In forex markets, currencies like AUD and NZD often move similarly because they share common economic drivers. This synchronization—or divergence—between currency pairs defines their correlation.
Example:
When AUD/USD trends upward, NZD/USD frequently follows due to their strong positive correlation.
The Nature of Currencies and Their Correlations
Currencies can be categorized based on their market behavior:
- Risk-On Currencies (AUD, NZD, CAD): Strengthen during market optimism.
- Risk-Off Currencies (JPY, USD, CHF): Gain demand in uncertain or bearish conditions.
- Neutral Currencies (EUR, GBP): Exhibit mixed tendencies.
Market Scenario:
In risk-off environments, USD/CAD may rise while CAD/CHF declines, demonstrating a negative correlation.
The Correlation Coefficient Explained
The correlation coefficient quantifies the relationship between two assets, ranging from -1 to +1:
- +1: Perfect positive correlation (identical movements).
- 0: No correlation (independent price action).
- -1: Perfect negative correlation (opposite movements).
Example:
NZD/USD and AUD/USD had a correlation coefficient of +0.94 in February 2025, indicating near-identical trends.
Risk Management and Currency Correlation
Ignoring correlations can lead to unintended risk exposure.
Example of Overexposure:
Selling both EUR/USD and GBP/USD simultaneously amplifies risk, as both pairs often move in sync. A single fundamental shift (e.g., strong U.S. data) could trigger losses in both positions.
Key Insight:
Opening 1 lot each in EUR/USD and GBP/USD is akin to trading 2 lots of a single correlated pair, doubling risk.

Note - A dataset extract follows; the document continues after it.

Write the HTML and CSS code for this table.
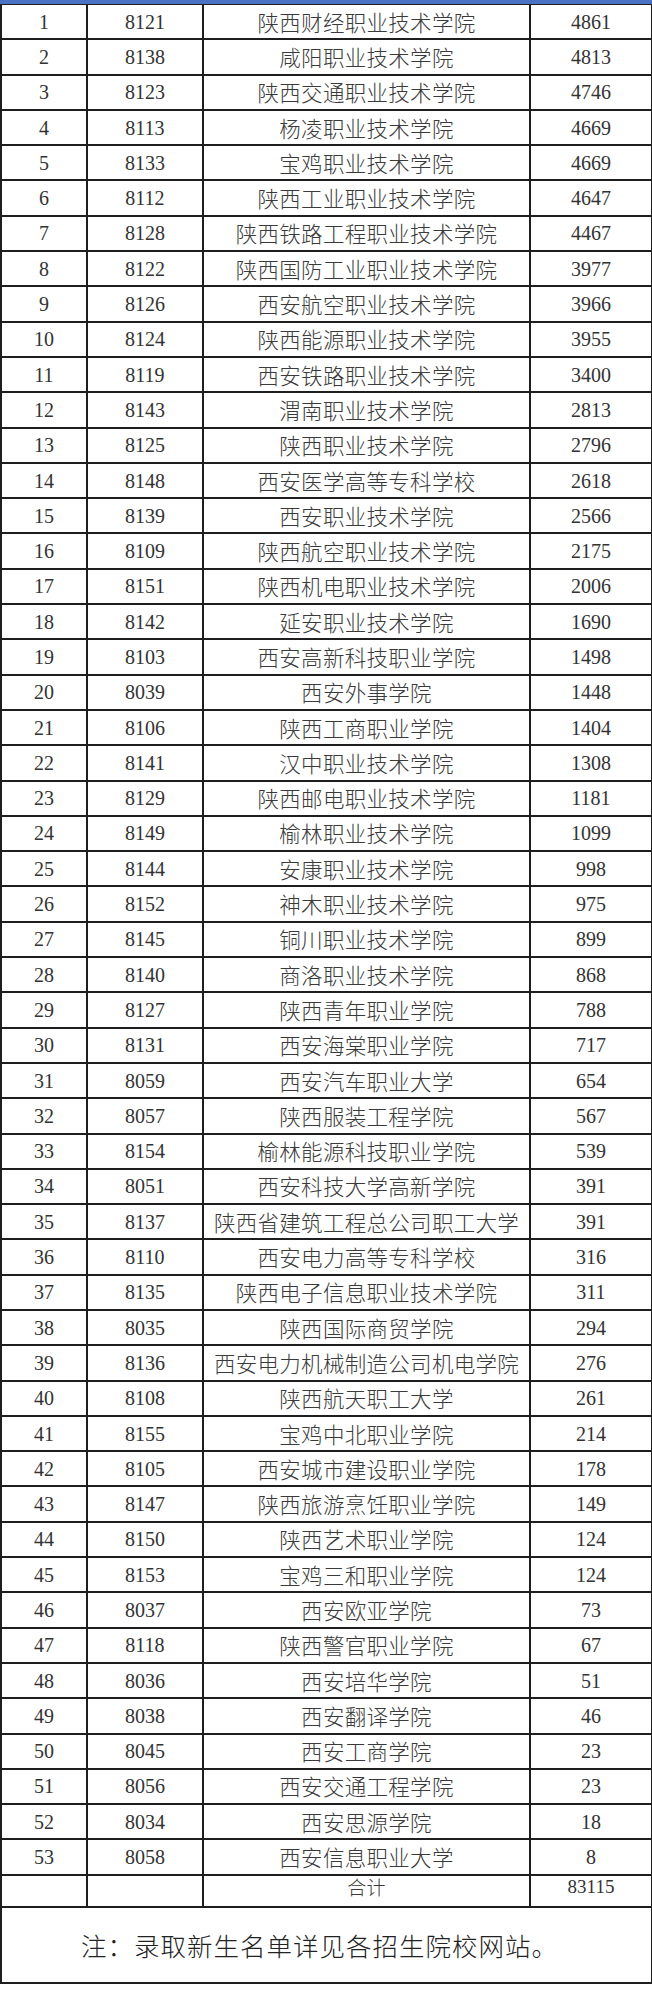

Hedging Strategies Using Currency Correlations
Traders can mitigate risk by leveraging correlations and market sentiment:
- Risk-Off Hedge: Long safe-havens (e.g., CHF, gold) while balancing with risk-on assets.
- Diversification: Avoid overlapping positions in highly correlated pairs.
Conclusion
Mastering currency correlation enhances hedging, risk control, and swing trading strategies. Key takeaways:
- Positively correlated pairs move similarly—trading both increases exposure.
- Negatively correlated pairs move oppositely—useful for hedging.
- Monitor correlations dynamically, as they shift with market conditions.
By integrating correlation analysis, traders optimize portfolio resilience and strategic precision.